本当に目的地にたどり着けるのか? 必要なのは情報である。
「申し訳ありませんが、これから東町の花輪に行きたいんです。道路と雪の状況はどうでしょうか?」
電話をかけたのはみどり市の東支所である。
「はあ、国道は大丈夫みたいですよ」
目的地は、国道122号から少し入らねばならない。
「じゃあ、とりあえず分かれ道まで行ってみますわ」
降りしきる雪の中、ノーマルタイヤのBMWを走らせた。いや、あの道で
「走らせた」
というためには、少なくとも自走70㎞/時以上の速度がいる。冗談ではない。そんな速度で安全が確保できるか? 普段の私に似合わず、愛車BMWは時速40㎞~50㎞をキープして山道を登った。
花輪に行く分かれ道までたどり着き、ハンドルを右に切った。
「えっ、この道を行くのかよ!?」
目の前に出てきた下り坂は、真っ白な雪で覆われていた。まあ、下り坂だから降りることはできるかも知れない。だが、帰りにこの坂道をノーマルタイヤで登れるか? 無理無理!
私は、直ちに車をUターンさせた。
Uターンを終えて考えた。
この雪の中、せっかくここまで来たのである。目的地まではもう1㎞もない。ここで引き返すのか? 何となならないか?
「すいません。国道からの分かれ道まで来たんだけど、坂道が雪に覆われていて、下るのは何とかなるかもしれないけど、ノーマルタイヤでは登れそうにないんです。何とかなりませんか?」
みどり市東支所に電話した私は、正直に言うと
「分かりました。そこまでお迎えに行きますから、少しお待ちください。お届け物なら、私どもが代わってお届けしますから」
という返事を期待していたのである。だって、お役人でしょ? 市民が困ってるんだもん。何とか助けてくれなくちゃ。
ところが、である。
「ああ、そうですか。でも、戻りは登らずに国道に出る道があるんで、大丈夫だと思うんですけどね」
ん? この雪で、大丈夫? しかし、そういわれてしまえば、私に選択肢はほとんどない。
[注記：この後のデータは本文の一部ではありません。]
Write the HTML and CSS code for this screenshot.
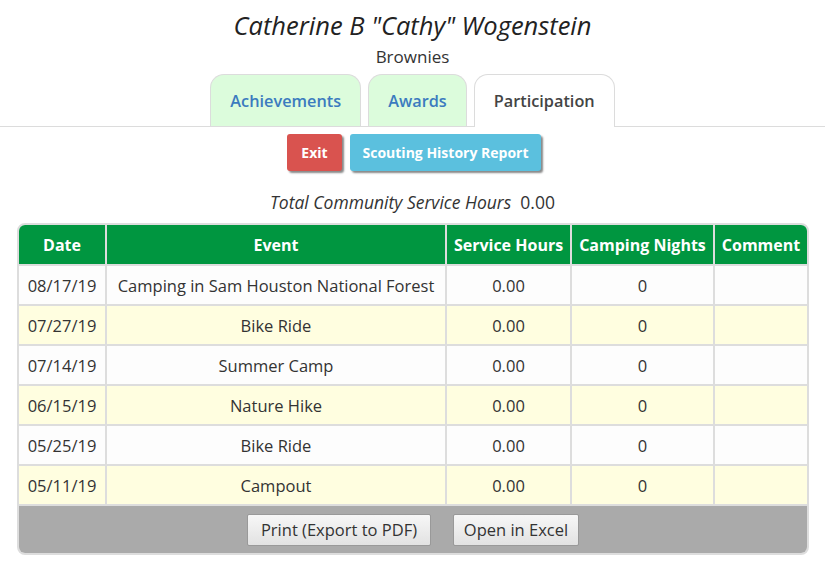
FILE: index.html
```html
<!DOCTYPE html>
<html>
<head>
<meta charset="utf-8">
<link rel="stylesheet" href="styles.css">
</head>
<body>
<div class="header">
  <h1 class="name">Catherine B "Cathy" Wogenstein</h1>
  <div class="troop">Brownies</div>
  <div class="tabs">
    <div class="tab">Achievements</div>
    <div class="tab">Awards</div>
    <div class="tab active">Participation</div>
  </div>
</div>
<div class="actions">
  <button class="btn btn-exit">Exit</button>
  <button class="btn btn-report">Scouting History Report</button>
</div>
<div class="total"><em>Total Community Service Hours</em><span>0.00</span></div>
<div class="grid">
  <table>
    <colgroup>
      <col class="c-date"><col class="c-event"><col class="c-hours"><col class="c-nights"><col class="c-comment">
    </colgroup>
    <thead>
      <tr><th>Date</th><th>Event</th><th>Service Hours</th><th>Camping Nights</th><th>Comment</th></tr>
    </thead>
    <tbody>
      <tr><td>08/17/19</td><td>Camping in Sam Houston National Forest</td><td>0.00</td><td>0</td><td></td></tr>
      <tr class="alt"><td>07/27/19</td><td>Bike Ride</td><td>0.00</td><td>0</td><td></td></tr>
      <tr><td>07/14/19</td><td>Summer Camp</td><td>0.00</td><td>0</td><td></td></tr>
      <tr class="alt"><td>06/15/19</td><td>Nature Hike</td><td>0.00</td><td>0</td><td></td></tr>
      <tr><td>05/25/19</td><td>Bike Ride</td><td>0.00</td><td>0</td><td></td></tr>
      <tr class="alt"><td>05/11/19</td><td>Campout</td><td>0.00</td><td>0</td><td></td></tr>
    </tbody>
  </table>
  <div class="footer">
    <button class="fbtn fbtn-print">Print (Export to PDF)</button>
    <button class="fbtn fbtn-excel">Open in Excel</button>
  </div>
</div>
</body>
</html>
```
FILE: styles.css
```css
* { box-sizing: border-box; }
body {
  margin: 0;
  font-family: "Open Sans", "Noto Sans", sans-serif;
  font-size: 15px;
  color: #333;
  background: #fff;
}
.header {
  text-align: center;
  border-bottom: 1px solid #dcdcdc;
}
.name {
  margin: 0;
  padding-top: 8px;
  font-size: 25.5px;
  font-weight: normal;
  font-style: italic;
  line-height: 34px;
  color: #222;
}
.troop {
  margin-top: 5px;
  font-size: 17px;
  line-height: 20px;
}
.tabs {
  display: flex;
  justify-content: center;
  gap: 7px;
  margin-top: 7px;
}
.tab {
  height: 52px;
  line-height: 52px;
  padding: 0 19px;
  border: 1px solid #dcdcdc;
  border-bottom: none;
  border-radius: 14px 14px 0 0;
  background: #dcfcdc;
  color: #3b7bbf;
  font-weight: 600;
  font-size: 16.3px;
}
.tab.active {
  background: #fff;
  color: #444;
  margin-bottom: -1px;
  height: 53px;
}
.actions {
  display: flex;
  justify-content: center;
  gap: 8px;
  margin-top: 7px;
  padding-left: 3px;
}
.btn {
  height: 37px;
  border: none;
  border-radius: 3px;
  color: #fff;
  font-family: inherit;
  font-weight: 700;
  font-size: 14px;
  padding: 0;
  box-shadow: 2px 2px 2px #888;
}
.btn-exit { background: #d9534f; width: 55px; }
.btn-report { background: #5bc0de; width: 191px; }
.total {
  text-align: center;
  margin-top: 19px;
  font-size: 17.5px;
  line-height: 24px;
  color: #333;
}
.total span { margin-left: 9px; }
.grid {
  margin: 9px 17px 0 17px;
  width: 792px;
  border: 2px solid #ddd;
  border-radius: 8px;
  overflow: hidden;
}
table {
  width: 100%;
  border-collapse: collapse;
  table-layout: fixed;
}
.c-date { width: 87px; }
.c-event { width: 340px; }
.c-hours { width: 125px; }
.c-nights { width: 143px; }
.c-comment { width: auto; }
th {
  background: #009640;
  color: #fff;
  font-weight: 700;
  font-size: 16px;
  height: 40px;
  border: 2px solid #ddd;
  border-top: none;
  padding: 0;
  white-space: nowrap;
}
th:first-child, td:first-child { border-left: none; }
th:last-child, td:last-child { border-right: none; }
td {
  height: 40px;
  border: 2px solid #ddd;
  text-align: center;
  padding: 0;
  font-size: 16.5px;
  background: #fdfdfd;
  white-space: nowrap;
}
tr.alt td { background: #fffee0; }
.footer {
  background: #aaaaaa;
  height: 47px;
  display: flex;
  justify-content: center;
  align-items: center;
  gap: 22px;
}
.fbtn {
  height: 32px;
  font-family: inherit;
  font-size: 16.5px;
  color: #333;
  background: linear-gradient(#f7f7f7, #e2e2e2);
  border: 1px solid #999;
  border-radius: 2px;
  padding: 0;
  white-space: nowrap;
}
.fbtn-print { width: 184px; }
.fbtn-excel { width: 126px; }
```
「はい、分かりました。では、決死の覚悟でこの雪道に突っ込みますので」
車の向きを再び180°変えた。目の前に、雪で真っ白に色取られた下り坂が延びる。これを、ノーマルタイヤで降りる。頭の先から足の先まで、体のすべてがセンサーになったような緊張感! 車のハンドルを握って、こんな痺れる感覚はさて、何年ぶり、何十年ぶりか。
アクセルを踏む。車が動き出す。雪道では、「急」を避けねばならない。急発進、急ブレーキ、急ハンドルは御法度である。
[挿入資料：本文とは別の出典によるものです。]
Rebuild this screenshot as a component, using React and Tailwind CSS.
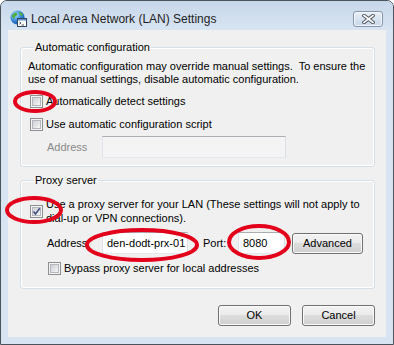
import React from "react";

function CheckBox({ checked }) {
  return (
    <div className="w-[13px] h-[13px] shrink-0 border border-[#8e8f8f] bg-[#f4f4f4] p-[1px]">
      <div className="relative w-full h-full border border-[#b3b7bd] bg-gradient-to-br from-[#cdd0d5] to-[#f5f5f5]">
        {checked && (
          <svg className="absolute -left-[1px] -top-[1px]" width="9" height="9" viewBox="0 0 9 9">
            <path d="M1.5 4.5 L3.5 7 L7.8 1.2" fill="none" stroke="#3d4f86" strokeWidth="1.6" />
          </svg>
        )}
      </div>
    </div>
  );
}

function WinButton({ children, className }) {
  return (
    <button
      className={
        "h-[21px] rounded-[3px] border border-[#707070] text-[11px] leading-[19px] text-black shadow-[inset_0_0_0_1px_#fbfbfb] bg-[linear-gradient(to_bottom,#f2f2f2_0%,#ebebeb_50%,#dddddd_50%,#cfcfcf_100%)] " +
        className
      }
    >
      {children}
    </button>
  );
}

function TextBox({ value, disabled, className }) {
  return (
    <div
      className={
        "h-[22px] border border-t-[#abadb3] border-l-[#e2e3ea] border-r-[#dbdfe6] border-b-[#e3e9ef] pl-[4px] text-[11px] leading-[20px] whitespace-nowrap overflow-hidden " +
        (disabled ? "bg-[#f4f4f4] border-[#c6c6c6] " : "bg-white ") +
        className
      }
    >
      {value}
    </div>
  );
}

function GlobeIcon() {
  return (
    <svg width="17" height="17" viewBox="0 0 17 17">
      <defs>
        <radialGradient id="gl" cx="0.35" cy="0.3" r="0.8">
          <stop offset="0" stopColor="#a9dcff" />
          <stop offset="0.6" stopColor="#2b7fd4" />
          <stop offset="1" stopColor="#174f9a" />
        </radialGradient>
      </defs>
      <circle cx="7.5" cy="7.5" r="7" fill="url(#gl)" />
      <path d="M3 4 Q5 2 7 3 Q8 5 6 6 Q4 7 4 9 Q2 8 2 6 Z" fill="#4fae3c" />
      <path d="M9 2 Q12 2 13 5 Q11 6 10 5 Z" fill="#4fae3c" />
      <path d="M8 9 Q10 8 11 10 Q9 13 8 12 Z" fill="#4fae3c" />
      <rect x="7.5" y="8.5" width="9" height="8" fill="#ffffff" stroke="#33475f" />
      <rect x="8" y="9" width="8" height="1.5" fill="#5b8cc8" />
      <path d="M9.5 12 L11 13 L9.5 14" fill="none" stroke="#222" strokeWidth="0.8" />
      <path d="M11.5 15 H14" stroke="#222" strokeWidth="0.8" />
    </svg>
  );
}

export default function App() {
  return (
    <div
      className="relative w-[394px] h-[345px] overflow-hidden rounded-t-[7px] border border-[#4a525c] bg-[#d8e4f2]"
      style={{ fontFamily: '"Liberation Sans", Arial, sans-serif' }}
    >
      {/* title bar */}
      <div className="h-[29px] pt-[6px] pl-[9px] pr-[10px] flex items-center bg-gradient-to-b from-[#c7d7ea] to-[#d8e4f2]">
        <GlobeIcon />
        <div className="ml-[4px] text-[12px] text-[#1e1e1e] flex-1 whitespace-nowrap">Local Area Network (LAN) Settings</div>
        <div className="w-[30px] h-[16px] rounded-[3px] border border-[#8797ab] bg-gradient-to-b from-[#e9f0f8] to-[#c9d7e8] flex items-center justify-center shadow-[inset_0_0_0_1px_#f2f6fb]">
          <svg width="13" height="10" viewBox="0 0 13 10">
            <path d="M2 1.5 L11 8.5 M11 1.5 L2 8.5" stroke="#555c66" strokeWidth="3.6" strokeLinecap="square" />
            <path d="M2 1.5 L11 8.5 M11 1.5 L2 8.5" stroke="#ffffff" strokeWidth="1.6" strokeLinecap="square" />
          </svg>
        </div>
      </div>

      {/* client area */}
      <div className="mx-[7px] h-[307px] bg-[#f0f0f0] flex flex-col text-[11px] text-black whitespace-nowrap">
        <fieldset className="mt-[10px] ml-[12px] w-[355px] border border-[#d5dfe5] rounded-[3px] shadow-[inset_0_0_0_1px_#ffffff] pl-[7px] pt-[5px] pb-[8px]">
          <legend className="ml-[6px] px-[1px] leading-[15px]">Automatic configuration</legend>
          <div className="leading-[13px]">
            Automatic configuration may override manual settings.&nbsp; To ensure the
            <br />
            use of manual settings, disable automatic configuration.
          </div>
          <div className="mt-[9px] ml-[2px] flex items-center gap-[3px] leading-[13px]">
            <CheckBox />
            <span>Automatically detect settings</span>
          </div>
          <div className="mt-[10px] ml-[2px] flex items-center gap-[3px] leading-[13px]">
            <CheckBox />
            <span>Use automatic configuration script</span>
          </div>
          <div className="mt-[5px] flex items-center">
            <span className="ml-[19px] w-[55px] text-[#8a8a8a]">Address</span>
            <TextBox disabled className="w-[184px]" />
          </div>
        </fieldset>

        <fieldset className="mt-[6px] ml-[12px] w-[355px] border border-[#d5dfe5] rounded-[3px] shadow-[inset_0_0_0_1px_#ffffff] pl-[7px] pt-[9px] pb-[13px]">
          <legend className="ml-[6px] px-[1px] leading-[15px]">Proxy server</legend>
          <div className="ml-[2px] flex items-center gap-[3px]">
            <CheckBox checked />
            <div className="leading-[14px]">
              Use a proxy server for your LAN (These settings will not apply to
              <br />
              dial-up or VPN connections).
            </div>
          </div>
          <div className="mt-[7px] flex items-center">
            <span className="ml-[19px] w-[55px]">Address:</span>
            <TextBox value="den-dodt-prx-01" className="w-[86px]" />
            <span className="ml-[15px] w-[35px]">Port:</span>
            <TextBox value="8080" className="w-[47px]" />
            <WinButton className="ml-[7px] w-[71px]">Advanced</WinButton>
          </div>
          <div className="mt-[8px] ml-[20px] flex items-center gap-[3px] leading-[13px]">
            <CheckBox />
            <span>Bypass proxy server for local addresses</span>
          </div>
        </fieldset>

        <div className="mt-[16px] pr-[11px] flex justify-end gap-[11px]">
          <WinButton className="w-[73px]">OK</WinButton>
          <WinButton className="w-[73px]">Cancel</WinButton>
        </div>
      </div>

      {/* red annotation marks */}
      <svg className="absolute left-0 top-0 pointer-events-none" width="394" height="345" viewBox="0 0 394 345">
        <g fill="none" stroke="#e3001b" strokeWidth="4">
          <ellipse cx="34" cy="100.5" rx="20" ry="9.5" />
          <ellipse cx="33" cy="209" rx="27" ry="12" />
          <ellipse cx="141" cy="244" rx="55" ry="15" />
          <ellipse cx="258" cy="241" rx="30" ry="16" />
        </g>
      </svg>
    </div>
  );
}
その「急」を避けるため、ミッションをマニュアルモードに入れる。BMWは、普段はオートマチックで走ることができるが、その気になればマニュアルモードに切り替えて1速、2速、3速、4速、オーバートップと切り替えることができるのである。
マニュアルモードにして、絶対にブレーキを踏まずにすむ速度で坂道を降りる。1m、3m、10m……。
「えっ、雪はもう終わり!?」
30mほど進むと、呆気なく雪道が終わった。あとは両側にうっすらと雪化粧した黒い道路が延びている。となれば、雨の道とそれほどの違いはない。
「ふっ、助かった」
届け物をして、東支所に顔を出して「登らずに国道に出る」道を教えてもらい、無事に122号線に出た。ふーっ。
まあ、慎重に運転したこともある。しかし、我が愛車BMWは、降りしきる雪の中、一度もスリップせずに往復約50㎞の道を走破した。この車、結構雪道に強いのかも?
ハラハラ、ドキドキ。でも、久しぶりに面白いドライブをした。
という原稿を書いている途中、デジキャスで一緒だったキヤノンの連中から電話があった。四谷で飲んでいるのだという。
「大道さん、今度は東京で飲もうよ」
と、麻布学園出のH氏がいった。
「大道さん、パイオニアのネットワークプレーヤーを買うより、俺が作るネットワークプレーヤーを使ってみない?」
I君が言った。
楽しき友人たちである。近々、東京で飲むことになりそうだ。